Increasingly, the fish flesh purchased by consumers comes from captive-reared, rather than caught, fishes. Millions of salmons are reared in the U.S. for slaughter. Under natural circumstances they would migrate. In captivity they’re confined to crowded cages that sit in coastal waters. The water in the cages quickly fouls with waste and rotting food and often lacks sufficient oxygen. Because of crowding and filth, infections and parasite infestations plague intensively reared fishes, whose symptoms include scattered hemorrhages; red, swollen, and oozing gills; eroded skin, tails, and fins; and degeneration of internal organs. Fifty or more skin lice may latch onto a caged salmon from head to tail and eat into the salmon’s flesh. Afflicted fishes scrape themselves against their cage in a futile effort to relieve the intense irritation.
Before slaughter, salmons are starved for at least a week because starvation decreases feces and body fat. At slaughter they’re dumped into water infused with carbon dioxide, which is painful to breathe. The carbon dioxide paralyzes them, but most are still conscious when their gill arches are slit for bleeding.
U.S. confinement operations currently hold hundreds of millions of trouts, primarily rainbow trouts. Most are kept in shallow concrete troughs. Typically, five or more foot-long trouts have one cubic foot of space. Crowding and pollution reduce water’s oxygen content, so confined trouts frequently mass—gasping—at inlet pipes or the water’s surface, where oxygen levels are highest.
Like salmons, trouts are starved before slaughter, often for two weeks. They won’t lose much weight during that time, so, in the industry’s view, why waste money on feeding them? At slaughter, trouts are dumped into a mix of water and ice. Struggling to breathe, they suffer until lack of oxygen renders them unconscious in about 10 minutes. The mix is drained of water, and the trouts suffocate. In 2001, U.S. slaughterers killed approximately 42 million trouts.
Currently, about three billion catfishes (mostly channel catfishes) live in intensely crowded U.S. confinement facilities. Most are kept in ponds. In a typical pond, a catfish 15 inches long has one cubic foot of space. Even though commercial catfish foods are laced with antibiotics, and other drugs are added to the water, a high proportion of catfishes die from disease.
Before catfishes are trucked to slaughter, they’re denied food for several days, so that they’ll produce less waste and won’t vomit during transport. Catfishes travel in tanks so crowded that three 15-inch fishes may have only one gallon of water. En route, many die from oxygen deprivation.
At the slaughterhouse, catfishes may be confined to vats for days—still without food—before slaughtering begins. Usually, catfishes are paralyzed by a surge of electricity sent through the water in their container. Because the current is not directed through their brain, they feel a shock.

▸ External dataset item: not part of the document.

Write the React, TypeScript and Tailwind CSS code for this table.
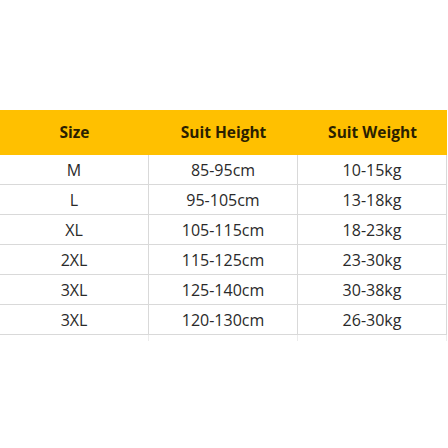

If the current is too weak, they’re also conscious when a band saw or other blade cuts off their head. In nature, channel catfishes can live 40 years. In the flesh industry they’re slaughtered before they’re two. The catfishes killed by U.S. slaughterers in 2001 numbered about 400 million.
Fishes are sensitive beings with as much right to life and freedom as other animals. To avoid cruelty and injustice, we need to avoid eating their flesh.
Joan Dunayer is the author of Animal Equality: Language and Liberation (2001) and Speciesism (2004).